Но то, что Лариса отдалась Паратову — в русской истории это таки произошло. Появился Паратов, появился этот социальный тип, заявленный ещё в «Вокзале для двоих». Его приход видел Рязанов, поэтому заставил дважды Никиту Михалкова сыграть эту роль. И боюсь, что маска отчасти приросла к лицу. Ну, или он увидел в Михалкове то, чего никто в нём тогда не подозревал. И в результате Лариса (под Ларисой я, конечно, понимаю скорее не Россию, а лучшую её часть), она отдалась, она легла под этого Паратова, как это ни печально.

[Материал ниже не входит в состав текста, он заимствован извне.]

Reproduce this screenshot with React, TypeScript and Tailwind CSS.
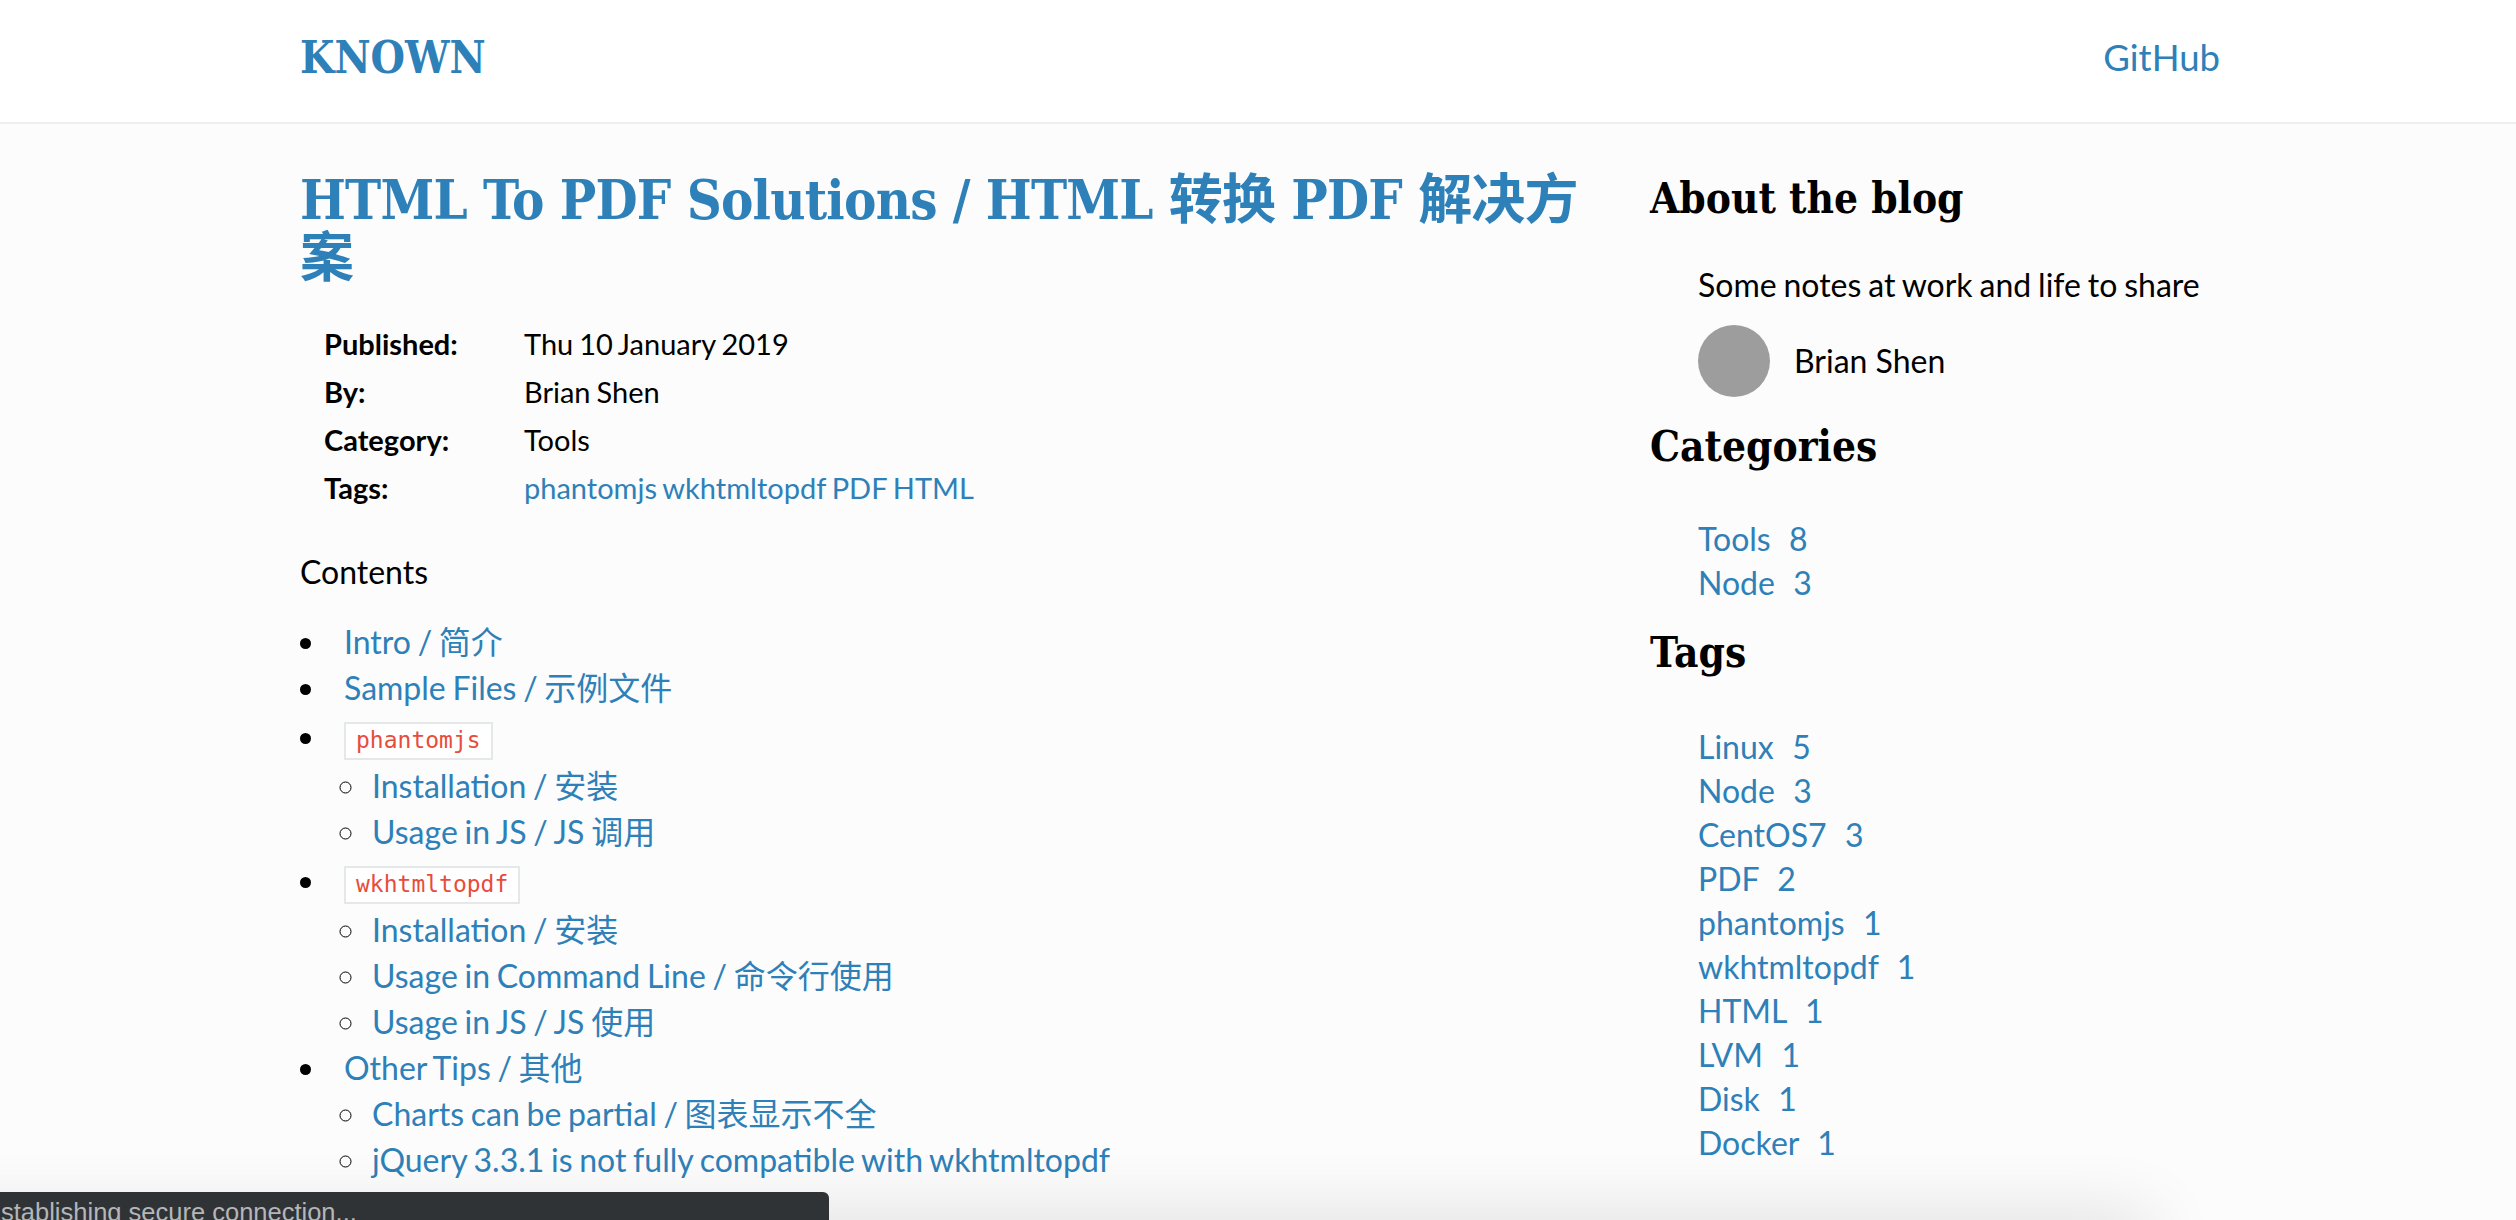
const LINK = 'text-[#2e80b8]';
const SLAB = "font-['DejaVu_Serif_Condensed','DejaVu_Serif','Noto_Sans_CJK_SC',serif]";

const categories = [
  { name: 'Tools', count: 8 },
  { name: 'Node', count: 3 },
];

const tags = [
  { name: 'Linux', count: 5 },
  { name: 'Node', count: 3 },
  { name: 'CentOS7', count: 3 },
  { name: 'PDF', count: 2 },
  { name: 'phantomjs', count: 1 },
  { name: 'wkhtmltopdf', count: 1 },
  { name: 'HTML', count: 1 },
  { name: 'LVM', count: 1 },
  { name: 'Disk', count: 1 },
  { name: 'Docker', count: 1 },
];

const meta = [
  { label: 'Published:', value: 'Thu 10 January 2019' },
  { label: 'By:', value: 'Brian Shen' },
  { label: 'Category:', value: 'Tools' },
];

const Code = ({ children }: { children: string }) => (
  <code className="inline-block border-2 border-[#e4e8e8] bg-white px-[10px] h-[38px] leading-[32px] text-[23px] text-[#e74c3c] font-['DejaVu_Sans_Mono','Liberation_Mono',monospace] align-middle">
    {children}
  </code>
);

const Sub = ({ items }: { items: string[] }) => (
  <ul className="list-[circle] pl-[40px]">
    {items.map((item, i) => (
      <li key={i} className="h-[46px] leading-[46px] pl-[4px]">
        <a className={LINK}>{item}</a>
      </li>
    ))}
  </ul>
);

const Count = ({ name, count }: { name: string; count: number }) => (
  <li className="h-[44px] leading-[44px]">
    <a className={`${LINK} whitespace-pre [word-spacing:1px]`}>{`${name}  ${count}`}</a>
  </li>
);

export default function App() {
  return (
    <div className="relative h-[1220px] overflow-hidden bg-[#fcfcfc] text-black text-[32px] font-['Lato','Noto_Sans_CJK_SC',sans-serif]">
      <header className="h-[124px] bg-white border-b-2 border-[#eeeeee] flex items-center justify-between pl-[300px] pr-[296px] pb-[6px]">
        <a className={`${LINK} text-[44px] font-bold ${SLAB}`}>KNOWN</a>
        <a className={`${LINK} text-[36.5px] mb-[2px]`}>GitHub</a>
      </header>

      <div className="flex pl-[300px] pt-[47px]">
        <main className="w-[1350px] shrink-0">
          <h1 className={`${LINK} w-[1300px] text-[54px] leading-[58px] tracking-[-0.8px] font-bold ${SLAB}`}>
            HTML To PDF Solutions / HTML 转换 PDF 解决方案
          </h1>

          <div className="mt-[33px] pl-[24px] text-[29px] [word-spacing:-1.5px]">
            {meta.map((row) => (
              <div key={row.label} className="flex h-[48px] items-center">
                <span className="w-[200px] font-bold">{row.label}</span>
                <span>{row.value}</span>
              </div>
            ))}
            <div className="flex h-[48px] items-center">
              <span className="w-[200px] font-bold">Tags:</span>
              <a className={LINK}>phantomjs wkhtmltopdf PDF HTML</a>
            </div>
          </div>

          <p className="mt-[36px] h-[48px] leading-[48px]">Contents</p>

          <ul className="list-disc pl-[28px] mt-[23px] [word-spacing:-1.5px]">
            <li className="h-[46px] leading-[46px] pl-[16px]"><a className={LINK}>Intro / 简介</a></li>
            <li className="h-[46px] leading-[46px] pl-[16px]"><a className={LINK}>Sample Files / 示例文件</a></li>
            <li className="h-[52px] leading-[52px] pl-[16px]"><Code>phantomjs</Code></li>
            <Sub items={['Installation / 安装', 'Usage in JS / JS 调用']} />
            <li className="h-[52px] leading-[52px] pl-[16px]"><Code>wkhtmltopdf</Code></li>
            <Sub items={['Installation / 安装', 'Usage in Command Line / 命令行使用', 'Usage in JS / JS 使用']} />
            <li className="h-[46px] leading-[46px] pl-[16px]"><a className={LINK}>Other Tips / 其他</a></li>
            <Sub items={['Charts can be partial / 图表显示不全', 'jQuery 3.3.1 is not fully compatible with wkhtmltopdf']} />
          </ul>
        </main>

        <aside className="w-[560px]">
          <h2 className={`text-[42px] leading-[56px] font-bold ${SLAB}`}>About the blog</h2>
          <div className="pl-[48px] mt-[36px]">
            <p className="h-[44px] leading-[44px] [word-spacing:-1.3px]">Some notes at work and life to share</p>
            <div className="flex items-center gap-[24px] mt-[18px]">
              <div className="w-[72px] h-[72px] rounded-full bg-[#9d9d9d]" />
              <span>Brian Shen</span>
            </div>
          </div>
          <h2 className={`mt-[20px] text-[42px] leading-[60px] font-bold ${SLAB}`}>Categories</h2>
          <ul className="pl-[48px] mt-[40px]">
            {categories.map((c) => <Count key={c.name} {...c} />)}
          </ul>
          <h2 className={`mt-[18px] text-[42px] leading-[60px] font-bold ${SLAB}`}>Tags</h2>
          <ul className="pl-[48px] mt-[42px]">
            {tags.map((t) => <Count key={t.name} {...t} />)}
          </ul>
        </aside>
      </div>

      {/* browser status bubble and the shadow along the window bottom */}
      <div className="absolute bottom-[-40px] left-[-100px] w-[2250px] h-[40px] bg-[#dddddd] shadow-[0_0_70px_rgba(0,0,0,0.16)]" />
      <div className="absolute bottom-0 left-0 w-[829px] h-[28px] bg-[#303336] rounded-tr-[6px] overflow-hidden">
        <span className="absolute left-[-16px] top-[5px] whitespace-nowrap text-[25.5px] leading-[30px] text-[#b4b6b8] font-['Liberation_Sans',sans-serif]">
          Establishing secure connection...
        </span>
      </div>
    </div>
  );
}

И Лариса, которую сыграла у Рязанова Гузеева, — это совсем не та Лариса, которую играла Алисова, и уж совсем не та Лариса, которую, судя по всему, играла Комиссаржевская, как мы можем восстановить спектакли; это не символ чистой красоты. У Островского же тоже такая довольно амбивалентная пьеса. Почему она так и любима на театре? Потому что, как совершенно правильно говорит Райкин, никто же так не понимал психологию театра, как Островский. А именно и нужна амбивалентность, потому что Ларису можно сыграть так, а можно и сяк.

Я помню, мы с Оксаной Акиньшиной мечтали когда-то поставить «Бесприданницу», в которой Лариса была бы отвратительна, потому что она… Понимаете, в ней есть падкость на роскошь, в ней есть дурной вкус, безусловно. Она в уродливых условиях живёт и уродливо себя ведёт. Она тоже хочет продать себя подороже. Она с Карандышевым ведёт себя безобразно. И поэтому такую Ларису отчасти и сыграла Гузеева, и правильно сделала. И Рязанов поэтому её и выбрал — с её такой, знаете, постепенно проступающей вульгарностью, которая там есть, ничего не поделаешь.

А кто там прав? А прав там Карандышев. И Мягков сыграл Карандышева… Это последняя работа Рязанова, в которой появляется Мягков. Дальше его героем в девяностые был уже Басилашвили с его ещё большей амбивалентностью. Неслучайно он у него играет то мерзавцев, то святых, то Мерзяева, то, значит, героя «Противостоя...», ой, «Предсказания» или там почти святого идиота в «Небесах обетованных». Это интересная довольно, кстати, эволюция Рязанова. Там можно многое чего рассказать.

Но самое интересное то, что Мягков-Карандышев у него впервые из смешного идиота… Ну, вспомните, каким он был в фильме Протазанова 1938 года, по-моему. Из смешного идиота он сделал великую трагическую фигуру, понимаете. И последний монолог Карандышева, который он там произносит перед убийством, он игрался на очень, конечно, высокой ноте. А, кстати, в тексте Островского это есть, что: «Издеваетесь над смешным человеком? Пейте моё вино, но зачем убивать, зачем добивать?» Это поразительно!

Так что, к сожалению, Рязанов действительно предсказал всё, но предсказал он и бунт маленького человека. Рязанов же вообще поэт бунта, он не любит терпил, ему нравятся герои действия. Кстати, его любимым фильмом собственным была «Гусарская баллада», а любимым героем — Суворов. Вот был человек начисто лишённый страха! Понимаете? И он мечтал снять, кстати, картину о Суворове — не получилось. Начисто лишённый страха! Он любит героя действия. И поэтому вот то, что бунт маленького человека не случился, и Паратов остался хозяином положения — это очень горько, конечно. Это действительно жестокий романс.

«Как известно, у Мишеля Фуко есть трёхтомник «История сексуальности», где он на примере западноевропейской культуры исследует появление и развитие арсенала мер по подавлению сексуальности. Интересно провести аналогию, ведь во всех крупнейший антиутопиях секс тоже подавляется. Что такого нащупали Фуко и крупнейшие антиутописты? Почему сексуальность — столь важная структурная составляющая цивилизации? Какую роль она играет в антиутопиях?»

Видите ли, это давняя полемика. Дело в том, что сексуальность она иногда по Фуко… Ну, в случае Фуко, мы знаем, это уже отягощалось известной девиацией и известной запретностью секса для него в некоторых аспектах. Он связывал секс с репрессивными практиками. Ну, все эти термины мы с вами легко воспроизведём.

Но вот ведь какая штука. Сексуальность может стать не только элементом подавления, сексуальность может стать не только объектом подавления, скажем так, а она может стать и элементом управления. Вспомните, у Хаксли в «О дивном новом мире», где дети с ранних лет развлекаются сексом. И «утопия сексуального комфорта», как называет это Гейдар Джемаль, она может стать ещё опаснее, чем утопия репрессивная.